Gelecek planlarında tabi ki büyüme planlarımız var. Ama burada önemli olan büyüme planları gerçekleştirirken kaliteyi koruyarak devam etmek önemli. Develi trend bir marka değil, gelenekçi bir marka, 100 yılı geride bıraktık ve bununla ilgili çok ciddi bir sorumluluk var üzerimizde. Bugün artık Develi markası sadece Develi ailesinin markası değil; Develi markası İstanbul’da Türkiye’de birçok kişinin kendi markası gibi… Bugün gelen müşterimiz bize şunu diyebiliyor: “ben buraya rahmetli babamla gelirdim, şimdi kendi çocuğumla geliyorum o yüzden ne olur işinizi devam ettirin, inşallah ileride benim çocuğumda buraya gelir ve beni hatırlar.” Bu çok güzel bir his bizim için, artık Develi müşterisiyle duygusal bir bağ kurmuş durumda, yani burada 100 yılı geride bırakmış bir markanın maneviyatı var. Bizim amacımız belli hırslara kapılıp bir anda çok büyümek yerine yavaş yavaş büyüyelim ama hep kalitemizi koruyalım oldu. Bunlar dışında tabi ki yeni hedefler, yeni projeler var; bunlar arasında yeni şubeler açmakta düşüncelerimiz arasında.
Develi’yi diğe
r kebapçılardan ayıran ve bu kadar büyümesini sağlayan nedenler nelerdir?

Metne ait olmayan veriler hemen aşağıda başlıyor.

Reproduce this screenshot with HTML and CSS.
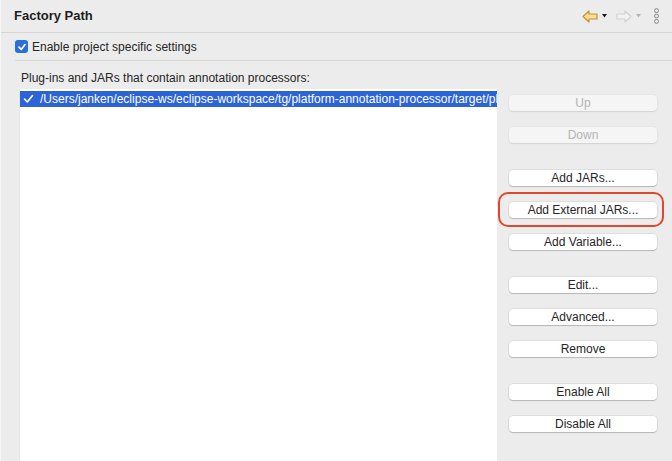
FILE: index.html
```html
<!DOCTYPE html>
<html>
<head>
<meta charset="utf-8">
<link rel="stylesheet" href="styles.css">
</head>
<body>
<div class="page">
  <header class="titlebar">
    <h1 class="title">Factory Path</h1>
    <div class="nav">
      <svg class="arrow" width="16" height="13" viewBox="0 0 16 13">
        <path d="M1 6.5 L7 1 L7 4 L15 4 L15 9 L7 9 L7 12 Z" fill="#f9dca0" stroke="#c98f2a" stroke-width="1.2" stroke-linejoin="round"/>
      </svg>
      <svg class="drop" width="5" height="4" viewBox="0 0 5 4"><path d="M0 0 L5 0 L2.5 3.5 Z" fill="#1a1a1a"/></svg>
      <svg class="arrow fwd" width="16" height="13" viewBox="0 0 16 13">
        <path d="M15 6.5 L9 1 L9 4 L1 4 L1 9 L9 9 L9 12 Z" fill="#f2f2f2" stroke="#d2d2d2" stroke-width="1.2" stroke-linejoin="round"/>
      </svg>
      <svg class="drop" width="5" height="4" viewBox="0 0 5 4"><path d="M0 0 L5 0 L2.5 3.5 Z" fill="#b5b5b5"/></svg>
      <svg class="more" width="7" height="16" viewBox="0 0 7 16">
        <circle cx="3.5" cy="2.6" r="2" fill="none" stroke="#8a8a8a" stroke-width="1"/>
        <circle cx="3.5" cy="8" r="2" fill="none" stroke="#8a8a8a" stroke-width="1"/>
        <circle cx="3.5" cy="13.4" r="2" fill="none" stroke="#8a8a8a" stroke-width="1"/>
      </svg>
    </div>
  </header>

  <div class="enable-row">
    <span class="checkbox">
      <svg width="10" height="10" viewBox="0 0 10 10"><path d="M2 5.2 L4.2 7.5 L8 2.6" fill="none" stroke="#fff" stroke-width="1.7" stroke-linecap="round" stroke-linejoin="round"/></svg>
    </span>
    <span class="enable-label">Enable project specific settings</span>
  </div>

  <div class="content">
    <div class="list-label">Plug-ins and JARs that contain annotation processors:</div>
    <div class="main">
      <div class="list">
        <div class="row selected">
          <svg class="row-check" width="11" height="10" viewBox="0 0 11 10"><path d="M1.5 5 L4.3 8 L9.5 1.5" fill="none" stroke="#fff" stroke-width="1.6" stroke-linecap="round" stroke-linejoin="round"/></svg>
          <span class="row-text">/Users/janken/eclipse-ws/eclipse-workspace/tg/platform-annotation-processor/target/platform-annotation-processor.jar</span>
        </div>
      </div>
      <div class="buttons">
        <div class="group">
          <button class="btn disabled">Up</button>
          <button class="btn disabled">Down</button>
        </div>
        <div class="group">
          <button class="btn">Add JARs...</button>
          <div class="highlight-wrap">
            <button class="btn">Add External JARs...</button>
            <span class="ring"></span>
          </div>
          <button class="btn">Add Variable...</button>
        </div>
        <div class="group">
          <button class="btn">Edit...</button>
          <button class="btn">Advanced...</button>
          <button class="btn">Remove</button>
        </div>
        <div class="group">
          <button class="btn">Enable All</button>
          <button class="btn">Disable All</button>
        </div>
      </div>
    </div>
  </div>
</div>
</body>
</html>
```

FILE: styles.css
```css
* { box-sizing: border-box; }
html, body {
  margin: 0;
  padding: 0;
  width: 672px;
  height: 461px;
  overflow: hidden;
  background: #ececec;
}
body {
  font-family: "Liberation Sans", Arial, sans-serif;
  font-size: 12px;
  color: #262626;
}
.page {
  height: 461px;
  border-left: 1px solid #f6f6f6;
  display: flex;
  flex-direction: column;
}
.titlebar {
  height: 33px;
  flex: none;
  border-bottom: 1px solid #d6d6d6;
  display: flex;
  align-items: center;
  justify-content: space-between;
  padding: 0 12px 0 13px;
}
.title {
  margin: 0;
  font-size: 13px;
  font-weight: bold;
  color: #1e1e1e;
  position: relative;
  top: -1px;
}
.nav {
  display: flex;
  align-items: center;
}
.arrow { display: block; }
.drop { display: block; margin-left: 4px; margin-right: 9px; }
.more { display: block; margin-left: 3px; }

.enable-row {
  flex: none;
  margin-left: 14px;
  height: 28px;
  border-bottom: 1px solid #d6d6d6;
  display: flex;
  align-items: center;
}
.checkbox {
  width: 13px;
  height: 13px;
  border-radius: 3px;
  background: #2b6fd9;
  display: flex;
  align-items: center;
  justify-content: center;
  margin-right: 4px;
}
.checkbox svg { display: block; }
.enable-label { color: #262626; }

.content {
  flex: 1;
  display: flex;
  flex-direction: column;
  padding-left: 18px;
  min-height: 0;
}
.list-label {
  margin-top: 10px;
  padding-left: 2px;
  line-height: 14px;
}
.main {
  flex: 1;
  display: flex;
  margin-top: 4px;
  min-height: 0;
}
.list {
  width: 478px;
  flex: none;
  background: #fff;
  border-left: 1px solid #e2e2e2;
  padding-top: 2px;
  overflow: hidden;
}
.row {
  height: 16px;
  display: flex;
  align-items: center;
  white-space: nowrap;
  overflow: hidden;
}
.row.selected {
  background: #2c64d8;
  color: #fff;
}
.row-check { margin-left: 3px; margin-right: 6px; flex: none; }
.row-text {
  min-width: 0;
  flex: 1;
  overflow: hidden;
  white-space: nowrap;
}

.buttons {
  margin-left: 12px;
  padding-top: 6px;
  display: flex;
  flex-direction: column;
  gap: 27px;
}
.group {
  display: flex;
  flex-direction: column;
  gap: 16px;
}
.btn {
  display: block;
  width: 148px;
  height: 16px;
  padding: 0;
  border: none;
  border-radius: 4px;
  background: #fff;
  font-family: "Liberation Sans", Arial, sans-serif;
  font-size: 12px;
  color: #262626;
  text-align: center;
  line-height: 16px;
  box-shadow: 0 0 0 0.5px rgba(0,0,0,0.12), 0 1px 1px rgba(0,0,0,0.18);
}
.btn.disabled {
  background: #f5f5f5;
  color: #b4b4b4;
  box-shadow: 0 0 0 0.5px rgba(0,0,0,0.06), 0 1px 1px rgba(0,0,0,0.08);
}
.highlight-wrap { position: relative; }
.ring {
  position: absolute;
  left: -11px;
  top: -10px;
  width: 166px;
  height: 35px;
  border: 2px solid #e0472f;
  border-radius: 10px;
  pointer-events: none;
}
```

Biz işimizi severek yapıyoruz, elimizden gelenin en iyisini yapmaya çalışıyoruz, müşterimize her zaman dürüst davranıyoruz, en iyi malzemeyi, en iyi ustayla, en iyi ortamda buluşturuyoruz. Tabi zaman da bir yandan işliyor o yüzden artık sadece lezzet ve servis yeterli olmuyor. Dekorunuzu, müziğinizi ve personelinizi de günümüze uyarlamak zorundasınız. Örneğin personelimize çok ciddi eğitimler verdiriyoruz; diksiyon dersinden nezaket ve İngilizce dersine kadar birçok ihtiyaçlarıyla ilgileniyoruz. Bunlar dışında Gıda Mühendislerimiz var, her daim hijyen eğitimleri veriyoruz. Çünkü baktığınızda restorancılık birazda vicdan işi, insanlar buraya gelip yemek yiyorlar yani bir nevi canlarını bize emanet ediyorlar bu yüzden de hijyen olmazsa olmazlarımızdan. Biz Develi olarak bu konuda oldukça hassasız. Aynı zamanda biz bir aile şirketiyiz, her zaman babamızın tecrübelerine kulak vererek buralara geldik.